What the exercise asks: Look through the data below. Show each line where the string "that" occurs.

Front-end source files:

────

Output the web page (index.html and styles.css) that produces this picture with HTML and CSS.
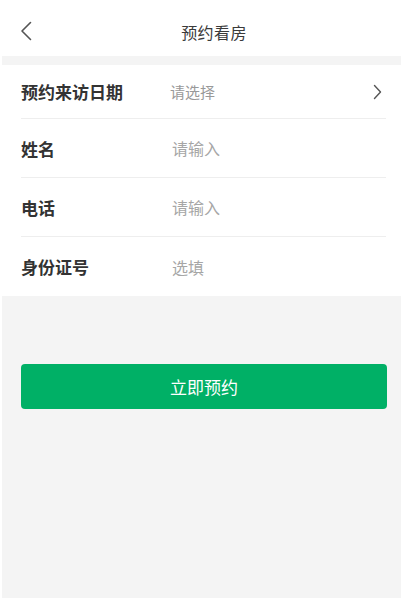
FILE: index.html
```html
<!DOCTYPE html>
<html lang="zh-CN">
<head>
<meta charset="utf-8">
<title>预约看房</title>
<link rel="stylesheet" href="styles.css">
</head>
<body>
<div class="page">
  <header class="navbar">
    <span class="back">
      <svg width="12" height="20" viewBox="0 0 12 20"><path d="M10.5 1.5 L2 10 L10.5 18.5" fill="none" stroke="#555" stroke-width="1.6" stroke-linecap="round" stroke-linejoin="round"/></svg>
    </span>
    <h1 class="title">预约看房</h1>
  </header>
  <div class="gap"></div>
  <form class="form">
    <div class="row first">
      <span class="label">预约来访日期</span>
      <span class="picker">请选择</span>
      <svg class="arrow" width="9" height="16" viewBox="0 0 9 16"><path d="M1.5 1.5 L7.5 8 L1.5 14.5" fill="none" stroke="#555" stroke-width="1.4" stroke-linecap="round" stroke-linejoin="round"/></svg>
    </div>
    <div class="row">
      <span class="label">姓名</span>
      <input class="field" type="text" placeholder="请输入">
    </div>
    <div class="row">
      <span class="label">电话</span>
      <input class="field" type="tel" placeholder="请输入">
    </div>
    <div class="row last">
      <span class="label">身份证号</span>
      <input class="field" type="text" placeholder="选填">
    </div>
  </form>
  <div class="actions">
    <button class="submit" type="button">立即预约</button>
  </div>
</div>
</body>
</html>
```
FILE: styles.css
```css
html, body {
  margin: 0;
  padding: 0;
  height: 100%;
  background: #ffffff;
}
body {
  font-family: "Noto Sans CJK SC", "Noto Sans", sans-serif;
  color: #333;
}
.page {
  margin: 0 1px 2px 2px;
  min-height: 598px;
  background: #f4f4f4;
  box-sizing: border-box;
}
.navbar {
  height: 56px;
  background: #fff;
  display: flex;
  align-items: center;
  justify-content: center;
  position: relative;
  margin: 0 -1px 0 -2px;
}
.back {
  position: absolute;
  left: 20px;
  top: 21px;
  display: flex;
}
.title {
  margin: 0;
  font-size: 16px;
  letter-spacing: 0.4px;
  font-weight: 400;
  color: #3a3a3a;
  line-height: 22px;
  padding-top: 7px;
  padding-left: 26px;
}
.gap {
  height: 9px;
}
.form {
  background: #fff;
  padding: 0 15px 0 19px;
  margin: 0;
}
.row {
  display: flex;
  align-items: center;
  height: 59px;
  border-bottom: 1px solid #eeeeee;
  box-sizing: border-box;
}
.row.first {
  height: 54px;
}
.row.last {
  border-bottom: none;
}
.label {
  width: 149px;
  flex: none;
  font-size: 17px;
  font-weight: 700;
  color: #333;
}
.picker {
  flex: 1;
  font-size: 15px;
  color: #999;
}
.arrow {
  flex: none;
  margin-right: 4px;
}
.field {
  flex: 1;
  border: none;
  outline: none;
  padding: 0 0 0 2px;
  font-family: inherit;
  font-size: 16px;
  color: #333;
  background: transparent;
}
.field::placeholder {
  color: #a6a6a6;
}
.actions {
  padding: 68px 14px 0 19px;
}
.submit {
  width: 100%;
  height: 45px;
  border: none;
  border-radius: 4px;
  background: #00b066;
  color: #fff;
  font-family: inherit;
  font-size: 17px;
  display: block;
}
```
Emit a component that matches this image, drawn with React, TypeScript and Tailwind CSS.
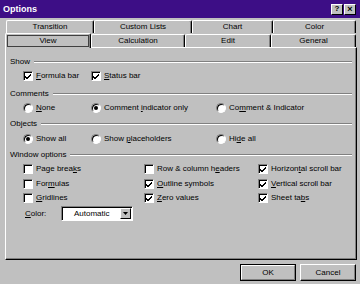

────

Exercise response:
Output the web page (index.html and styles.css) that produces this picture with HTML and CSS.
Emit a component that matches this image, drawn with React, TypeScript and Tailwind CSS.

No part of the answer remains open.